Since python's new destructuring match syntax, it's also no longer super painful to deal with sum types like this.

def handle_client_connection(client: ClientConnection, broadcast_messages: List[str]) -> Optional[ClientConnection]:
    match client:
        case ConnectedClient() as connected_client:
            return authenticate(connected_client)
        case AuthenticatedClient() as authenticated_client:
            for msg in broadcast_messages:
                authenticated_client.send(msg)
            return authenticated_client
        case Disconnected() as disconnected_client:
            return None
        case _ as unreachable:
            assert_never(unreachable)

Don't ask me what this code is supposed to do. Just imagine it's part of an IRC server. And don't ask me what IRC is either, it's what your grandpa used to pirate software.

Now for anxious paranoiacs like myself, code like the above is very soothing and relaxing. It's clear, it works, and it is, and this is essential, guaranteed to be working in the future. Specifically, the assert_never voodoo at the bottom guarantees that mypy will warn us if we ever add another concrete type to the sum type union of ClientConnection and forget to update the match patterns.

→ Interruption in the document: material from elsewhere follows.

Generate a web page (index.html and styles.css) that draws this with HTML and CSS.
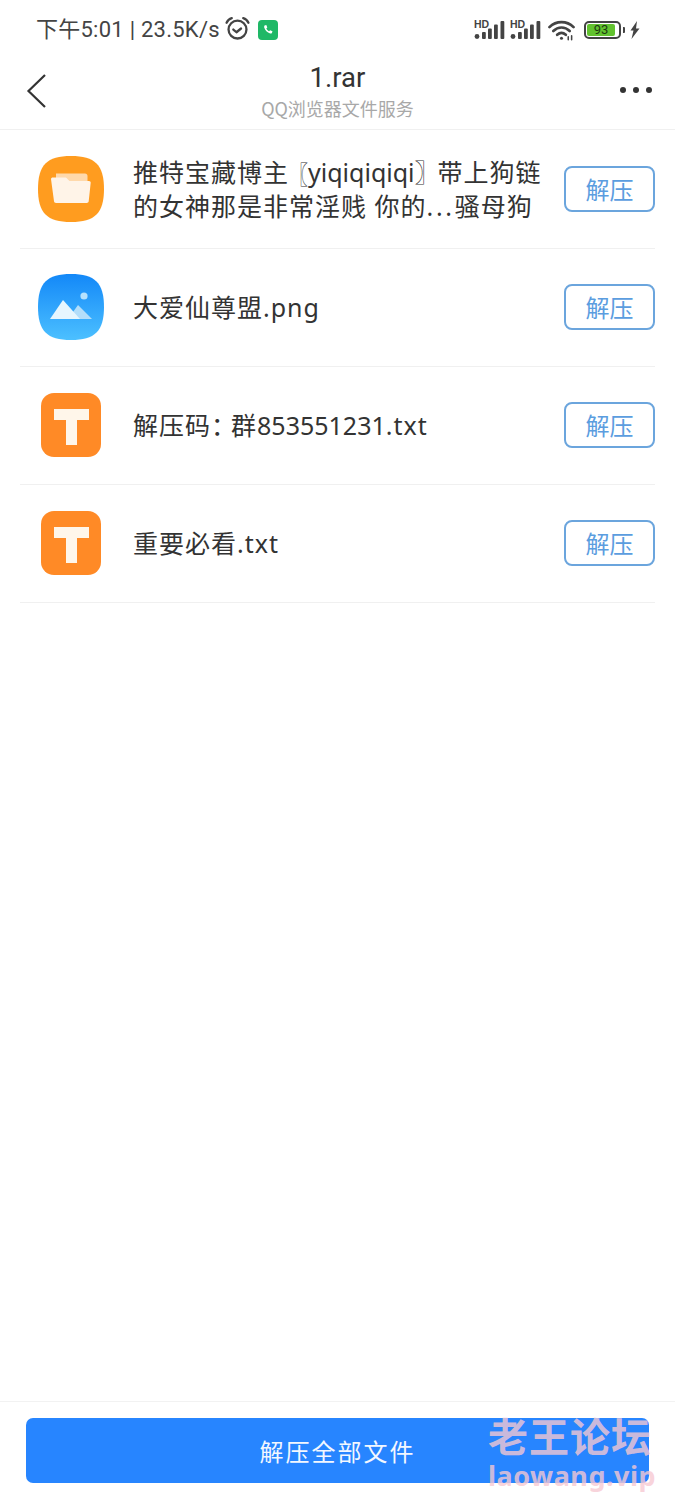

To really understand the appeal of sum types, you have to consider what equivalent code would look like with other paradigms. A naive approach might stuff everything into one big ClientConnection class, that has bool flags to show if it's authenticated or not, which then would conditionally enable or disable certain methods, like send. That's not great.

Another alternative is to use an abstract base class, and create an e.g. ClientConnectionInterface. This is slightly saner, but you still run into trouble. Is send an abstract method? If you say no, you now have to litter your code with if isinstance(con, Disconnected) checks etc. If you say yes, the send method basically has to do nothing for disconnected and unauthenticated clients . Two thirds of your interface implementors are now just cardboard decoys. Close but no cigar.

I mean it's not that hard. If you're going to model an actual disjunction in your problem domain, why not use, you guessed it, a disjunction to do it.

II.

So JSON is a thing. And serialization. And deserialization. I want to make my types into strings, and once they are strings, I want to stuff them into wall sockets and have them come out fine on the other side. The thing that makes this possible in python is called pydantic. You may have heard of it. It's kind of a big deal.

Only there's a problem. Consider JSON like this:

{
    "ip": [192, 168, 0, 1],
}

If we make our above types subclasses of pydantic's BaseModel, we can easily call ConnectedClient.model_validate_json on the dictionary above, and get a ConnectedClient instance out of it. With some additional effort and custom validators, we could probably even validate that the auth token in an AuthenticatedClient is legit. However, that only works if we already know that it's the JSON representing an AuthenticatedClient. In reality, we might just get random JSON strings coming in and need to turn them into some kind of connection.

We really want to call ClientConnection.model_validate_json(json_string). Like, really, really want to.

Only we can't. ClientConnection isn't a real boy. It's a sham. Just a type alias. You can't subclass it, you can't instantiate it, and it has no methods. It is the Waluigi of python types.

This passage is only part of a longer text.